I would like to count the tokens of my OpenAI API request in R before sending it (version gpt-3.5-turbo). Since the OpenAI API has rate limits, this seems important to me.

Example:

The function I use to send requests:

ask_chatgpt <- function(prompt) {
      response <- POST(
        url = "https://api.openai.com/v1/chat/completions", 
        add_headers(Authorization = paste("Bearer", api_key)),
        content_type_json(),
        encode = "json",
        body = list(
          model = "gpt-3.5-turbo",
          messages = list(list(
            role = "user", 
            content = prompt
          ))
        )
      )
      str_trim(content(response)$choices[[1]]$message$content)
    }

Example


api_key <- "your_openai_api_key" 

library(httr)
library(tidyverse)

#Calls the ChatGPT API with the given prompt and returns the answer
ask_chatgpt <- function(prompt) {
  response <- POST(
    url = "https://api.openai.com/v1/chat/completions", 
    add_headers(Authorization = paste("Bearer", api_key)),
    content_type_json(),
    encode = "json",
    body = list(
      model = "gpt-3.5-turbo",
      messages = list(list(
        role = "user", 
        content = prompt
      ))
    )
  )
  str_trim(content(response)$choices[[1]]$message$content)
}

prompt <- "how do I count the token in R for gpt-3.45-turbo?"

ask_chatgpt(prompt)
#> [1] "As an AI language model, I am not sure what you mean by \"count the token in R for gpt-3.5-turbo.\" Please provide more context or clarification so that I can better understand your question and provide an appropriate answer."

^{Created on 2023-04-24 with reprex v2.0.2}

I would like to calculate/estimate as how many tokens prompt will need with gtp-3.5-turbo

There is a similar question for gtp-3 and python, where the tiktoken library is recommended.

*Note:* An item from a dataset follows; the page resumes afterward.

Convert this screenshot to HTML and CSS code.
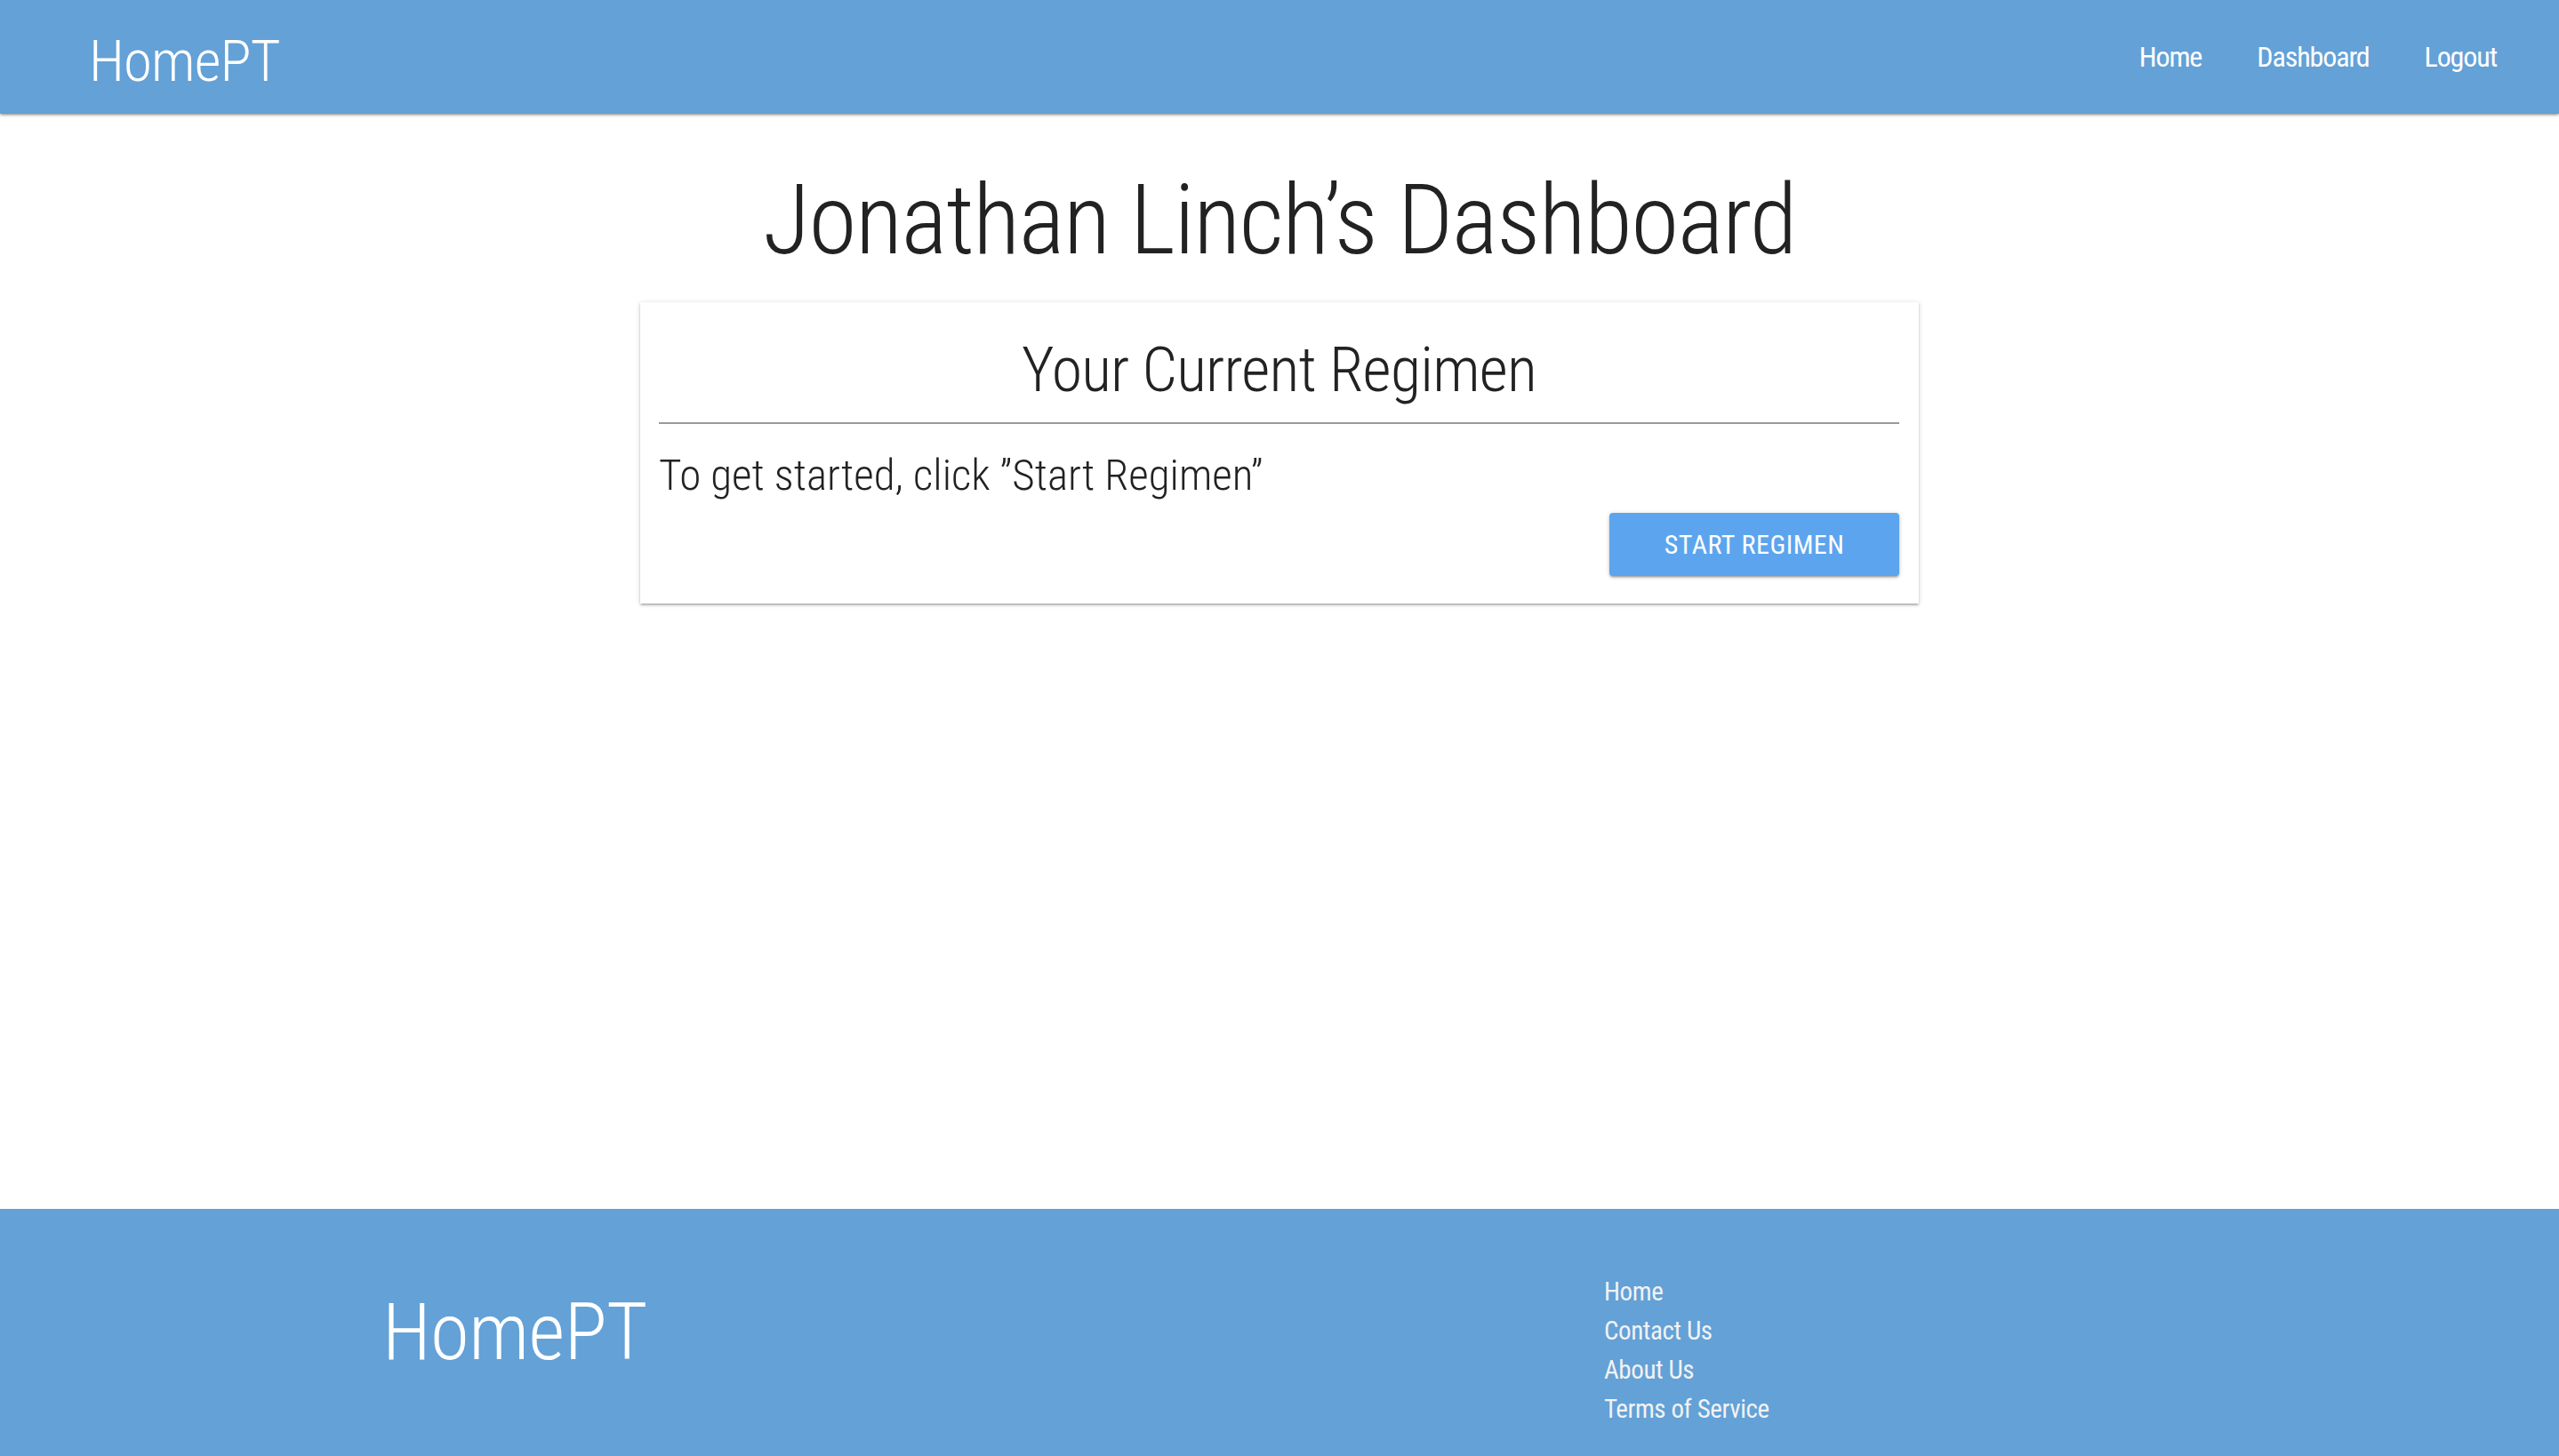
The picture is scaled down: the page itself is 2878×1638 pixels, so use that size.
FILE: index.html
```html
<!DOCTYPE html>
<html lang="en">
<head>
<meta charset="utf-8">
<title>HomePT - Dashboard</title>
<link rel="stylesheet" href="styles.css">
</head>
<body>
<div class="page">
  <header class="navbar">
    <a class="brand" href="#">HomePT</a>
    <nav class="nav-links">
      <a href="#">Home</a>
      <a href="#">Dashboard</a>
      <a href="#">Logout</a>
    </nav>
  </header>

  <main class="main">
    <h1 class="title">Jonathan Linch’s Dashboard</h1>
    <section class="card">
      <h2 class="card-title">Your Current Regimen</h2>
      <hr class="divider">
      <p class="card-text">To get started, click ”Start Regimen”</p>
      <div class="card-actions">
        <button class="btn">START REGIMEN</button>
      </div>
    </section>
  </main>

  <footer class="footer">
    <div class="footer-brand">HomePT</div>
    <ul class="footer-links">
      <li><a href="#">Home</a></li>
      <li><a href="#">Contact Us</a></li>
      <li><a href="#">About Us</a></li>
      <li><a href="#">Terms of Service</a></li>
    </ul>
  </footer>
</div>
</body>
</html>
```

FILE: styles.css
```css
* { box-sizing: border-box; }

html, body {
  margin: 0;
  padding: 0;
  background: #ffffff;
}

body {
  font-family: "Roboto Condensed", "Noto Sans", "Liberation Sans", sans-serif;
  font-stretch: 70%;
  color: #222222;
}

a { color: inherit; text-decoration: none; }

.page {
  min-height: 100vh;
  display: flex;
  flex-direction: column;
}

.navbar {
  height: 128px;
  background: #63a1d7;
  color: #ffffff;
  display: flex;
  align-items: flex-start;
  justify-content: space-between;
  box-shadow: 0 2px 2px 0 rgba(0,0,0,0.14), 0 3px 1px -2px rgba(0,0,0,0.12), 0 1px 5px 0 rgba(0,0,0,0.2);
  position: relative;
  z-index: 2;
}

.brand {
  font-size: 65px;
  font-weight: 300;
  letter-spacing: -0.9px;
  line-height: 128px;
  padding-top: 5px;
  margin-left: 100px;
}

.nav-links {
  display: flex;
  margin-right: 39px;
}

.nav-links a {
  font-size: 32px;
  font-weight: 400;
  letter-spacing: -1.1px;
  line-height: 128px;
  padding: 0 31px;
}

.main {
  flex: 1;
  display: flex;
  flex-direction: column;
  align-items: center;
}

.title {
  margin: 54px 0 26px;
  font-size: 110px;
  font-weight: 300;
  letter-spacing: -1.5px;
  line-height: 132px;
  text-align: center;
}

.card {
  width: 1438px;
  padding: 34px 22px 31px 21px;
  background: #fff;
  box-shadow: 0 2px 2px 0 rgba(0,0,0,0.14), 0 3px 1px -2px rgba(0,0,0,0.12), 0 1px 5px 0 rgba(0,0,0,0.2);
}

.card-title {
  margin: 0;
  font-size: 70px;
  font-weight: 300;
  letter-spacing: -0.8px;
  line-height: 84px;
  text-align: center;
}

.divider {
  margin: 17px 0 0;
  border: 0;
  height: 2px;
  background: #9a9a9a;
}

.card-text {
  margin: 30px 0 0;
  font-size: 49px;
  font-weight: 300;
  line-height: 55px;
}

.card-actions {
  display: flex;
  justify-content: flex-end;
  margin-top: 15px;
}

.btn {
  width: 326px;
  height: 71px;
  border: 0;
  border-radius: 4px;
  background: #5ca5ee;
  color: #ffffff;
  font-family: inherit;
  font-stretch: inherit;
  font-size: 30px;
  letter-spacing: 0.5px;
  box-shadow: 0 2px 2px 0 rgba(0,0,0,0.14), 0 3px 1px -2px rgba(0,0,0,0.12), 0 1px 5px 0 rgba(0,0,0,0.2);
  cursor: pointer;
}

.footer {
  height: 278px;
  background: #63a1d7;
  color: #ffffff;
  display: grid;
  grid-template-columns: 1374px 1fr;
  padding-left: 430px;
}

.footer-brand {
  font-size: 89px;
  font-weight: 300;
  letter-spacing: -0.6px;
  line-height: 107px;
  margin-top: 85px;
}

.footer-links {
  list-style: none;
  margin: 71px 0 0;
  padding: 0;
  color: #f2f2f2;
  font-size: 29px;
  font-weight: 400;
  letter-spacing: -0.4px;
  line-height: 44px;
}
```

However, I could not find a similar library in R.

OpenAI also recommends tiktoken or gpt-3-encoder package for JavaScript.

Solution

OpenAI has their own tokenizer so you probably won't be able to reproduce it. Instead, I would just recommend using their python API via the reticulate package

First, install the tiktoken package via the command line using:

pip install tiktoken

Then, in R

library(reticulate)
tiktoken <- import("tiktoken")
encoding <- tiktoken$encoding_for_model("gpt-3.5-turbo")
prompt <- "how do I count the token in R for gpt-3.45-turbo?"
length(encoding$encode(prompt))
# [1] 19